In fact, just two days after his first episode, Guest was already planning an exit strategy: “I’d called my lawyer on the Monday and said, ‘Can I go home?’ He said, ‘Probably a little late at this point. It’s gonna be hard for you to get out of this.’”

Guest’s reasons for wanting to bolt weren’t limited to having issues with the show. “I had just met my wife (Jamie Lee Curtis). And I said, ‘That is more interesting to me than this is,’” he admitted. “And we would fly on alternate weekends back and forth to L.A. She would come, I would go there, and we were married five months later.” 

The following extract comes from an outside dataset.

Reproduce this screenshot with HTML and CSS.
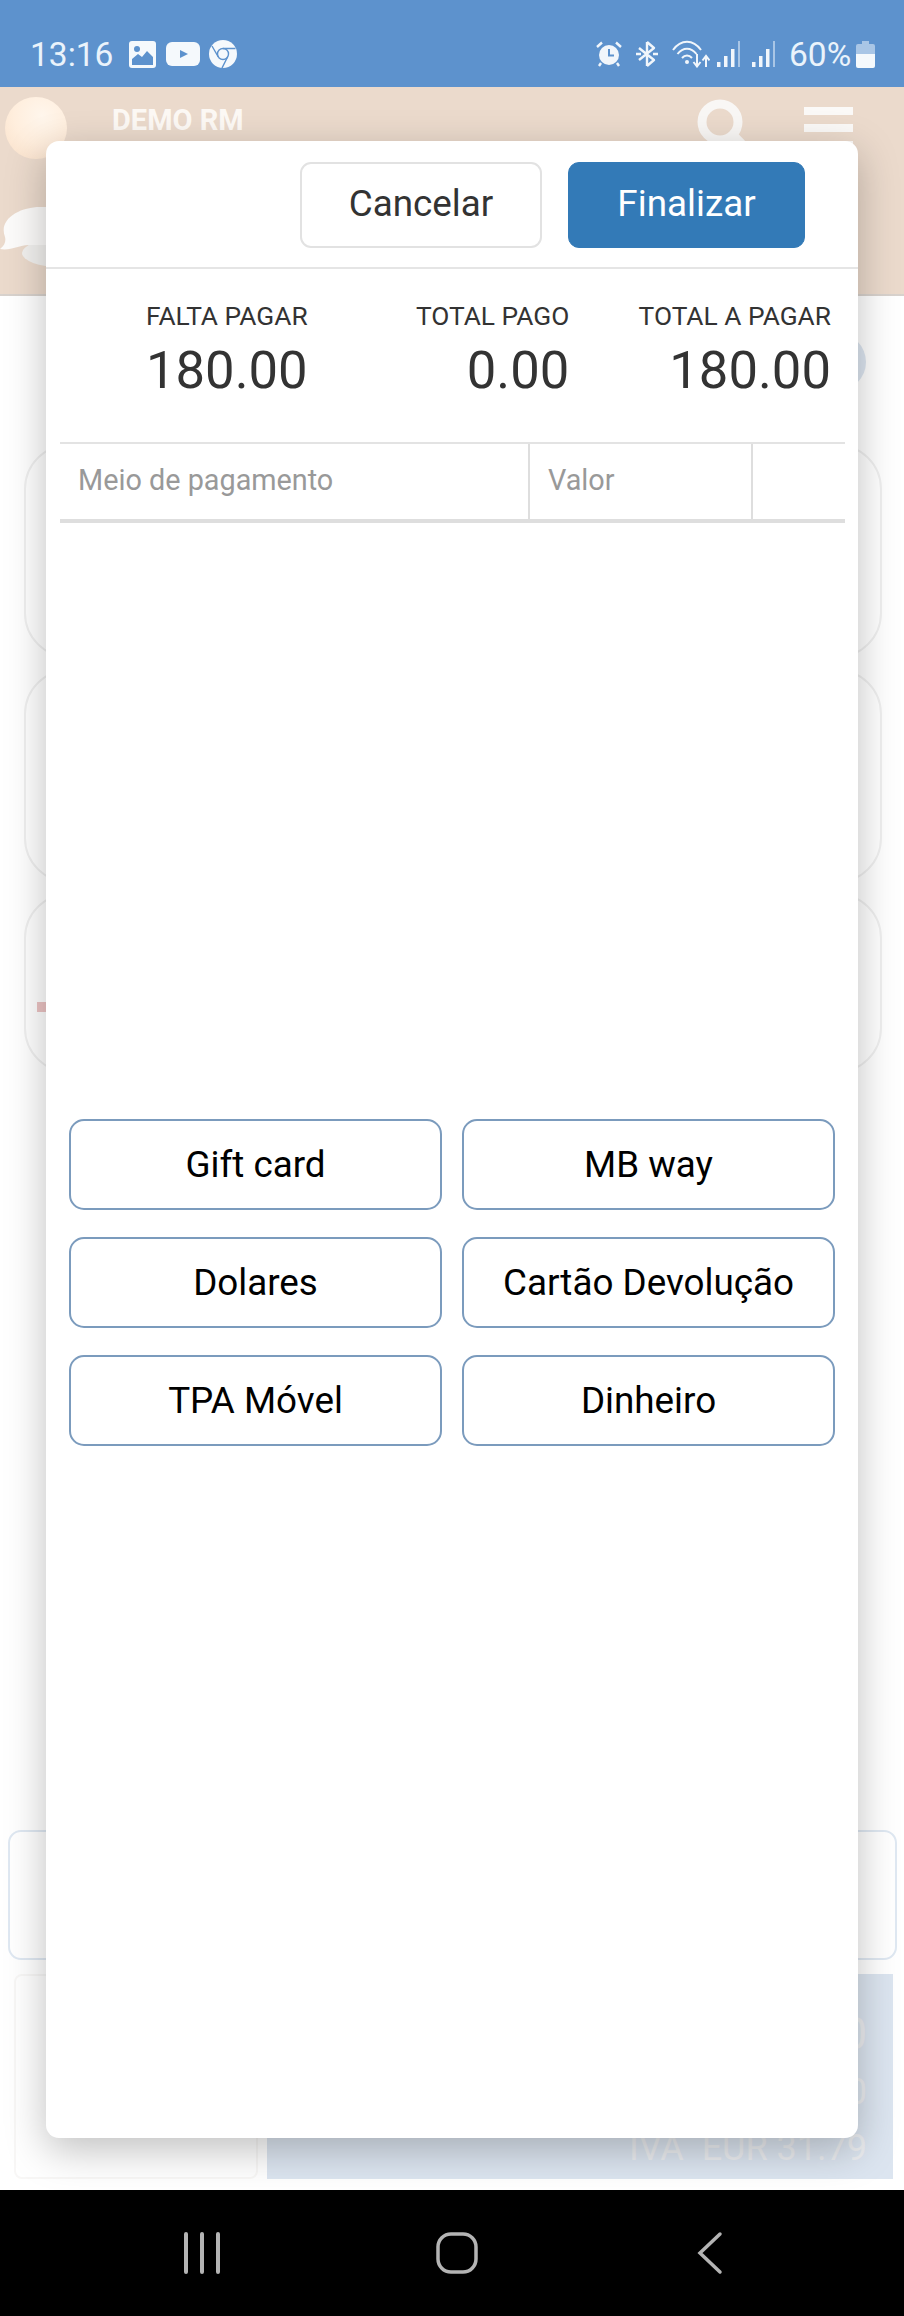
FILE: index.html
```html
<!DOCTYPE html>
<html lang="pt">
<head>
  <meta charset="UTF-8">
  <meta name="viewport" content="width=device-width, initial-scale=1.0">
  <title>Pagamento</title>
  <link rel="stylesheet" href="styles.css">
</head>
<body>
  <div class="phone">
    <!-- Status bar -->
    <div class="status-bar">
      <div class="status-left">
        <span class="clock">13:16</span>
        <svg class="ico-picture" width="27" height="27" viewBox="0 0 27 27">
          <rect width="27" height="27" rx="3" fill="#f5f9fc"/>
          <circle cx="8" cy="8" r="3" fill="#5d92cd"/>
          <path d="M3 22 L3 18 L9 13 L13 16 L18 10 L24 16 L24 24 L3 24 Z" fill="#5d92cd"/>
        </svg>
        <svg class="ico-video" width="34" height="24" viewBox="0 0 34 24">
          <rect width="34" height="24" rx="6" fill="#f5f9fc"/>
          <path d="M14 8 L22 12 L14 16 Z" fill="#5d92cd"/>
        </svg>
        <svg class="ico-chrome" width="28" height="28" viewBox="0 0 28 28">
          <circle cx="14" cy="14" r="14" fill="#f5f9fc"/>
          <circle cx="14" cy="14" r="5.5" fill="none" stroke="#5d92cd" stroke-width="1.4"/>
          <path d="M14 8.5 H26.5 M9.3 17 L3 6 M18.8 16.5 L13 28" fill="none" stroke="#5d92cd" stroke-width="1.4"/>
        </svg>
      </div>
      <div class="status-right">
        <svg class="ico-alarm" width="26" height="26" viewBox="0 0 26 26">
          <circle cx="13" cy="14" r="10" fill="#f1f6fb"/>
          <path d="M1 6 L6 1.5 M25 6 L20 1.5 M5 22 L3 25 M21 22 L23 25" stroke="#f1f6fb" stroke-width="2.4" fill="none"/>
          <path d="M13 8 V14.5 H18" stroke="#5d92cd" stroke-width="2" fill="none"/>
        </svg>
        <svg class="ico-bt" width="24" height="28" viewBox="0 0 24 28">
          <path d="M12 2 L19 8 L4 20 M12 26 L19 20 L4 8 M12 2 V26" stroke="#f1f6fb" stroke-width="2.4" fill="none" stroke-linejoin="round"/>
          <path d="M1 14 H6 M18 14 H23" stroke="#f1f6fb" stroke-width="2.4"/>
        </svg>
        <svg class="ico-wifi" width="38" height="28" viewBox="0 0 38 28">
          <path d="M1 10 C9 -1 21 -1 29 10 M5.500 14 C11 7 19 7 24.500 14 M10 18 C13 14.500 17 14.500 20 18" stroke="#f1f6fb" stroke-width="2" fill="none"/>
          <circle cx="15" cy="22" r="2" fill="#f1f6fb"/>
          <path d="M25 14 V26 M21.500 22 L25 26.500 L28.500 22 M34 27 V17 M30.500 20.500 L34 16 L37.500 20.500" stroke="#f1f6fb" stroke-width="2" fill="none"/>
        </svg>
        <svg class="ico-signal" width="23" height="26" viewBox="0 0 23 26">
          <rect x="0" y="21" width="3.500" height="5" fill="#f1f6fb"/>
          <rect x="7" y="15" width="3.500" height="11" fill="#f1f6fb"/>
          <rect x="14" y="8" width="3.500" height="18" fill="#f1f6fb"/>
          <rect x="21" y="0" width="2" height="26" fill="#a9c6e6"/>
        </svg>
        <svg class="ico-signal" width="23" height="26" viewBox="0 0 23 26">
          <rect x="0" y="21" width="3.500" height="5" fill="#f1f6fb"/>
          <rect x="7" y="15" width="3.500" height="11" fill="#f1f6fb"/>
          <rect x="14" y="8" width="3.500" height="18" fill="#f1f6fb"/>
          <rect x="21" y="0" width="2" height="26" fill="#a9c6e6"/>
        </svg>
        <span class="battery-text">60%</span>
        <svg class="ico-battery" width="19" height="27" viewBox="0 0 19 27">
          <path d="M6 0 H13 V3 H17 Q19 3 19 5 V13 H0 V5 Q0 3 2 3 H6 Z" fill="#a9c6e6"/>
          <path d="M0 13 H19 V25 Q19 27 17 27 H2 Q0 27 0 25 Z" fill="#f5f9fc"/>
        </svg>
      </div>
    </div>

    <div class="app">
      <!-- Page behind the dialog -->
      <div class="top-header">
        <div class="brand-art">
          <div class="sphere"></div>
          <svg class="bubbles" width="46" height="60" viewBox="0 0 46 60">
            <ellipse cx="60" cy="46" rx="38" ry="14" fill="#f2f1ef"/>
            <path d="M0 42 C5 38 6 34 5 30 C-2 12 20 0 40 0 H46 V38 H28 C20 38 10 44 0 42 Z" fill="#fcfbfa"/>
          </svg>
        </div>
        <span class="brand-name">DEMO RM</span>
        <div class="top-actions">
          <svg class="ico-search" width="48" height="48" viewBox="0 0 48 48">
            <circle cx="23" cy="23" r="18" fill="none" stroke="#f9f7f5" stroke-width="9"/>
            <path d="M35 35 L46 46" stroke="#f9f7f5" stroke-width="9"/>
          </svg>
          <div class="burger">
            <span class="burger-bar"></span>
            <span class="burger-bar"></span>
            <span class="burger-bar"></span>
          </div>
        </div>
      </div>

      <div class="page">
        <div class="page-tools"><div class="round-btn"></div></div>
        <div class="card"></div>
        <div class="card"></div>
        <div class="card card-short"><span class="red-tag"></span></div>
        <div class="note-box"></div>
        <div class="summary">
          <div class="summary-left"></div>
          <div class="summary-right">
            <span class="summary-total">EUR 180.00</span>
            <span>EUR 0.00</span>
            <span>IVA&nbsp; EUR 31.79</span>
          </div>
        </div>
      </div>

      <!-- Payment dialog -->
      <div class="modal">
        <div class="modal-head">
          <button class="btn btn-cancel">Cancelar</button>
          <button class="btn btn-finish">Finalizar</button>
        </div>

        <div class="totals">
          <div class="total">
            <div class="total-label">FALTA PAGAR</div>
            <div class="total-value">180.00</div>
          </div>
          <div class="total">
            <div class="total-label">TOTAL PAGO</div>
            <div class="total-value">0.00</div>
          </div>
          <div class="total">
            <div class="total-label">TOTAL A PAGAR</div>
            <div class="total-value">180.00</div>
          </div>
        </div>

        <div class="pay-table">
          <div class="pay-cell">Meio de pagamento</div>
          <div class="pay-cell">Valor</div>
          <div class="pay-cell"></div>
        </div>

        <div class="methods">
          <button class="method">Gift card</button>
          <button class="method">MB way</button>
          <button class="method">Dolares</button>
          <button class="method">Cartão Devolução</button>
          <button class="method">TPA Móvel</button>
          <button class="method">Dinheiro</button>
        </div>
      </div>
    </div>

    <!-- Navigation bar -->
    <div class="nav-bar">
      <svg width="38" height="44" viewBox="0 0 38 44">
        <path d="M3 3 V41 M19 3 V41 M35 3 V41" stroke="#b4b4b4" stroke-width="4" stroke-linecap="round"/>
      </svg>
      <svg class="nav-home" width="44" height="44" viewBox="0 0 44 44">
        <rect x="3" y="3" width="38" height="38" rx="13" fill="none" stroke="#b4b4b4" stroke-width="3.500"/>
      </svg>
      <svg width="26" height="44" viewBox="0 0 26 44">
        <path d="M23 3 L3 22 L23 41" fill="none" stroke="#b4b4b4" stroke-width="3.500" stroke-linecap="round"/>
      </svg>
    </div>
  </div>
</body>
</html>
```

FILE: styles.css
```css
/* General styling */
* {
  box-sizing: border-box;
}

body {
  margin: 0;
  font-family: Roboto, "Liberation Sans", sans-serif;
  background-color: #fff;
}

.phone {
  display: flex;
  flex-direction: column;
  height: 2316px;
  overflow: hidden;
}

/* Status bar */
.status-bar {
  display: flex;
  justify-content: space-between;
  align-items: flex-end;
  height: 87px;
  padding: 0 29px 17px 30px;
  background-color: #5d92cd;
  color: #eaf3fb;
  flex-shrink: 0;
}

.status-left,
.status-right {
  display: flex;
  align-items: center;
}

.clock,
.battery-text {
  font-size: 33.5px;
  line-height: 30px;
  padding-top: 2px;
}

.clock {
  width: 99px;
}

.ico-video {
  margin-left: 10px;
}

.ico-chrome {
  margin-left: 9px;
}

.ico-bt {
  margin-left: 13px;
}

.ico-wifi {
  margin-left: 13px;
}

.ico-signal {
  margin-left: 7px;
}

.ico-signal + .ico-signal {
  margin-left: 12px;
}

.battery-text {
  margin-left: 14px;
  width: 67px;
}

/* Page behind the dialog */
.app {
  position: relative;
  flex: 1;
  display: flex;
  flex-direction: column;
  min-height: 0;
}

.top-header {
  display: flex;
  height: 209px;
  background-color: #ebdacc;
  border-bottom: 2px solid #d8d2cd;
  flex-shrink: 0;
}

.brand-art {
  display: flex;
  flex-direction: column;
  width: 112px;
  padding: 10px 0 0 5px;
}

.sphere {
  width: 62px;
  height: 62px;
  border-radius: 50%;
  background: radial-gradient(circle at 60% 30%, #fff6ec 0%, #ffeedd 50%, #f9e0c9 100%);
}

.bubbles {
  margin: 48px 0 0 -5px;
}

.brand-name {
  margin: 16px 0 0 0;
  font-size: 29px;
  font-weight: 700;
  line-height: 34px;
  color: #fdf9f5;
}

.top-actions {
  display: flex;
  margin-left: auto;
  padding: 12px 51px 0 0;
  gap: 59px;
}

.burger {
  display: flex;
  flex-direction: column;
  gap: 9px;
  width: 49px;
  padding-top: 8px;
}

.burger-bar {
  height: 8px;
  background-color: #fbf9f7;
}

.page {
  flex: 1;
  display: flex;
  flex-direction: column;
  padding: 37px 0 11px;
  min-height: 0;
}

.page-tools {
  display: flex;
  justify-content: flex-end;
  padding-right: 38px;
}

.round-btn {
  width: 58px;
  height: 58px;
  border-radius: 50%;
  background-color: #dde6f1;
}

.card {
  height: 214px;
  margin: 11px 22px 0 24px;
  border: 2px solid #f0f0f0;
  border-radius: 45px;
}

.page-tools + .card {
  margin-top: 53px;
}

.card-short {
  height: 180px;
  margin-top: 10px;
  padding: 107px 0 0 11px;
}

.red-tag {
  display: block;
  width: 30px;
  height: 10px;
  background-color: #ecc4c4;
}

.note-box {
  height: 130px;
  margin: auto 7px 0 8px;
  border: 2px solid #dfe8f2;
  border-radius: 13px;
}

.summary {
  display: flex;
  height: 205px;
  margin: 14px 11px 0 14px;
  gap: 9px;
}

.summary-left {
  width: 244px;
  border: 2px solid #f8f7f6;
  border-radius: 8px;
}

.summary-right {
  flex: 1;
  display: flex;
  flex-direction: column;
  align-items: flex-end;
  justify-content: flex-end;
  gap: 6px;
  padding: 0 26px 6px 0;
  background-color: #dce5f0;
  font-size: 36px;
  line-height: 50px;
  color: #eceef1;
}

.summary-total {
  font-size: 44px;
  line-height: 54px;
}

/* Payment dialog */
.modal {
  position: absolute;
  top: 54px;
  left: 46px;
  width: 812px;
  height: 1997px;
  background-color: #fff;
  border-radius: 13px;
  box-shadow: 0 12px 40px rgba(0, 0, 0, 0.25);
}

.modal-head {
  display: flex;
  justify-content: flex-end;
  gap: 26px;
  height: 128px;
  padding: 21px 53px 0 0;
  border-bottom: 2px solid #e5e5e5;
}

.btn {
  height: 86px;
  padding-bottom: 4px;
  font-family: inherit;
  font-size: 36.8px;
  border-radius: 11px;
}

.btn-cancel {
  width: 242px;
  background-color: #fff;
  color: #333;
  border: 2px solid #e2e2e2;
}

.btn-finish {
  width: 237px;
  background-color: #337ab7;
  color: #fff;
  border: 1px solid #337ab7;
}

.totals {
  display: grid;
  grid-template-columns: repeat(3, 1fr);
  padding: 29px 27px 0 0;
  height: 173px;
  color: #333;
}

.total {
  text-align: right;
}

.total-label {
  font-size: 26.3px;
  line-height: 36px;
}

.total-value {
  font-size: 52.6px;
  line-height: 60px;
  margin-top: 6px;
}

.pay-table {
  display: grid;
  grid-template-columns: 470px 223px 1fr;
  height: 81px;
  margin: 0 13px 0 14px;
  border-top: 2px solid #e3e3e3;
  border-bottom: 4px solid #dedede;
}

.pay-cell {
  padding: 0 18px 0 18px;
  font-size: 28.8px;
  line-height: 73px;
  color: #999;
  border-right: 2px solid #dedede;
}

.pay-cell:last-child {
  border-right: none;
}

.methods {
  display: grid;
  grid-template-columns: repeat(2, 373px);
  gap: 27px 20px;
  padding: 596px 0 0 23px;
}

.method {
  height: 91px;
  font-family: inherit;
  font-size: 36.8px;
  color: #000;
  background-color: #fff;
  border: 2px solid #7b9bbd;
  border-radius: 15px;
}

/* Navigation bar */
.nav-bar {
  display: flex;
  justify-content: space-between;
  align-items: center;
  height: 126px;
  padding: 0 181px 0 183px;
  background-color: #000;
  flex-shrink: 0;
}

.nav-home {
  margin-right: 4px;
}
```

Guest did acknowledge that he had a pretty sweet deal at SNL. “Most people would've said, ‘They're giving you a lot of money. You can do whatever you want. You can leave in a year. What's the matter with you?’” And he conceded that some sketches with Billy Crystal were “fun.”

But had his legal rep given him the green light, Guest “would have been out of there,” possibly so fast that he would have left a Christopher Guest-shaped hole in the wall.